# To be done:
Gather from the listing below each line that includes the word "document", and copy it.
[start]
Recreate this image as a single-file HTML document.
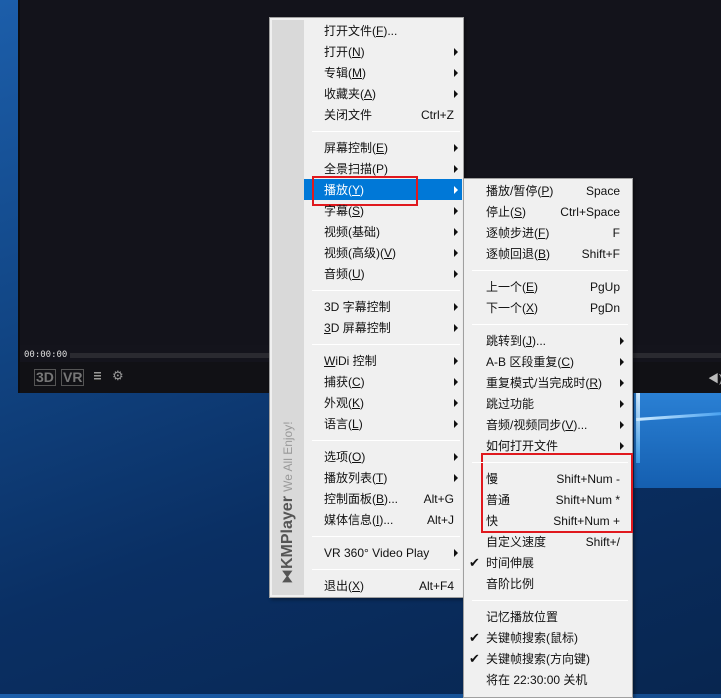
<!DOCTYPE html>
<html><head><meta charset="utf-8"><style>
*{margin:0;padding:0;box-sizing:border-box}
body{width:721px;height:694px;overflow:hidden;position:relative;font-family:"Liberation Sans","Noto Sans CJK SC",sans-serif;font-size:12px;color:#111;
background:linear-gradient(160deg,#1c5eaa 0%,#114584 35%,#0a2f63 65%,#082650 100%)}
.abs{position:absolute}
#player{left:18px;top:0;width:703px;height:393px;background:#14141c;border-left:2px solid #0c0c10}
#pane{left:634px;top:393px;width:87px;height:95px;background:linear-gradient(180deg,#2a80d4,#155fb0)}
.menu{background:#f0f0f0;border:1px solid #a0a0a0;box-shadow:2px 2px 3px rgba(0,0,0,.35)}
.it{position:absolute;height:21px;line-height:21px;white-space:nowrap}
.sc{position:absolute;height:21px;line-height:21px;text-align:right}
.ar{position:absolute;width:0;height:0;border-left:4px solid #111;border-top:4px solid transparent;border-bottom:4px solid transparent}
.sep{position:absolute;height:1px;background:#bdbdbd;border-bottom:1px solid #fff}
u{text-decoration:underline}
.chk{position:absolute;font-size:13px}
</style></head><body>
<div id="player" class="abs">
  <div class="abs" style="left:0;top:0;width:701px;height:345px;background:#13131b"></div>
  <div class="abs" style="left:4px;top:350px;font-size:9px;color:#ddd;font-family:'DejaVu Sans Mono',monospace">00:00:00</div>
  <div class="abs" style="left:50px;top:353px;width:651px;height:5px;background:#2a2a30"></div>
  <div class="abs" style="left:0;top:362px;width:701px;height:31px;background:#111115"></div>
  <div class="abs" style="left:14px;top:369px;font-size:14px;font-weight:bold;color:#777;border:1px solid #555;padding:0 1px;line-height:15px">3D</div>
  <div class="abs" style="left:41px;top:369px;font-size:14px;font-weight:bold;color:#777;border:1px solid #555;padding:0 1px;line-height:15px">VR</div>
  <div class="abs" style="left:74px;top:372px;width:7px;height:9px;background:repeating-linear-gradient(#999 0 1.5px,#111 1.5px 3px)"></div>
  <div class="abs" style="left:92px;top:368px;color:#999;font-size:13px">⚙</div>
  <div class="abs" style="left:688px;top:370px;color:#bbb;font-size:11px">◀)</div>
</div>
<div id="pane" class="abs"></div>
<div class="abs" style="left:636px;top:393px;width:4px;height:70px;background:linear-gradient(180deg,#cfe9ff,#3c9ae6)"></div>
<div class="abs" style="left:636px;top:418px;width:85px;height:3px;background:linear-gradient(90deg,#d0ecff,#4aa2f0);transform:rotate(-4deg);transform-origin:0 0"></div>

<div class="abs menu" style="left:269px;top:17px;width:195px;height:581px">
  <div class="abs" style="left:2px;top:2px;width:32px;height:575px;background:#d9d9d9"></div>
  <div class="abs" style="left:3px;top:566px;transform:rotate(-90deg);transform-origin:0 0;width:170px;height:30px;line-height:30px;white-space:nowrap;font-size:15px;color:#555"><span style="font-size:15px">⧓</span><b style="font-size:16px">KMPlayer</b> <span style="color:#999;font-size:12px">We All Enjoy!</span></div>
</div>
<div class="abs" style="left:304px;top:179px;width:158px;height:21px;background:#0078d7"></div>

<div class="abs menu" style="left:463px;top:178px;width:170px;height:520px"></div>

<div class="abs" style="left:312px;top:176px;width:106px;height:30px;border:2px solid #e0191e"></div>
<div class="abs" style="left:481px;top:453px;width:152px;height:80px;border:2px solid #e0191e"></div>

<script>
function add(html){document.body.insertAdjacentHTML('beforeend',html)}
function menu(items,x,scR,arX,sepX,sepW,startY,hl){
 var y=startY;
 items.forEach(function(it){
  if(it==='-'){add('<div class="sep" style="left:'+sepX+'px;top:'+(y+5)+'px;width:'+sepW+'px"></div>');y+=12;return;}
  var col=it.w?'#fff':'#111';
  add('<div class="it" style="left:'+x+'px;top:'+y+'px;color:'+col+'">'+it.t+'</div>');
  if(it.s)add('<div class="sc" style="right:'+(721-scR)+'px;top:'+y+'px;color:'+col+'">'+it.s+'</div>');
  if(it.a)add('<div class="ar" style="left:'+arX+'px;top:'+(y+6)+'px;border-left-color:'+col+'"></div>');
  if(it.c)add('<div class="chk" style="left:'+(x-17)+'px;top:'+(y+2)+'px">✔</div>');
  y+=21;
 });
}
menu([
 {t:'打开文件(<u>F</u>)...'},{t:'打开(<u>N</u>)',a:1},{t:'专辑(<u>M</u>)',a:1},{t:'收藏夹(<u>A</u>)',a:1},{t:'关闭文件',s:'Ctrl+Z'},'-',
 {t:'屏幕控制(<u>E</u>)',a:1},{t:'全景扫描(P)',a:1},{t:'播放(<u>Y</u>)',a:1,w:1},{t:'字幕(<u>S</u>)',a:1},{t:'视频(基础)',a:1},{t:'视频(高级)(<u>V</u>)',a:1},{t:'音频(<u>U</u>)',a:1},'-',
 {t:'3D 字幕控制',a:1},{t:'<u>3</u>D 屏幕控制',a:1},'-',
 {t:'<u>W</u>iDi 控制',a:1},{t:'捕获(<u>C</u>)',a:1},{t:'外观(<u>K</u>)',a:1},{t:'语言(<u>L</u>)',a:1},'-',
 {t:'选项(<u>O</u>)',a:1},{t:'播放列表(<u>T</u>)',a:1},{t:'控制面板(<u>B</u>)...',s:'Alt+G'},{t:'媒体信息(<u>I</u>)...',s:'Alt+J'},'-',
 {t:'VR 360° Video Play',a:1},'-',{t:'退出(<u>X</u>)',s:'Alt+F4'}
],324,454,454,312,148,21);
menu([
 {t:'播放/暂停(<u>P</u>)',s:'Space'},{t:'停止(<u>S</u>)',s:'Ctrl+Space'},{t:'逐帧步进(<u>F</u>)',s:'F'},{t:'逐帧回退(<u>B</u>)',s:'Shift+F'},'-',
 {t:'上一个(<u>E</u>)',s:'PgUp'},{t:'下一个(<u>X</u>)',s:'PgDn'},'-',
 {t:'跳转到(<u>J</u>)...',a:1},{t:'A-B 区段重复(<u>C</u>)',a:1},{t:'重复模式/当完成时(<u>R</u>)',a:1},{t:'跳过功能',a:1},{t:'音频/视频同步(<u>V</u>)...',a:1},{t:'如何打开文件',a:1},'-',
 {t:'慢',s:'Shift+Num -'},{t:'普通',s:'Shift+Num *'},{t:'快',s:'Shift+Num +'},{t:'自定义速度',s:'Shift+/'},{t:'时间伸展',c:1},{t:'音阶比例'},'-',
 {t:'记忆播放位置'},{t:'关键帧搜索(鼠标)',c:1},{t:'关键帧搜索(方向键)',c:1},{t:'将在 22:30:00 关机'}
],486,620,620,472,156,181);
</script>
</body></html>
[end]
# Solution for this exercise:
Recreate this image as a single-file HTML document.
function add(html){document.body.insertAdjacentHTML('beforeend',html)}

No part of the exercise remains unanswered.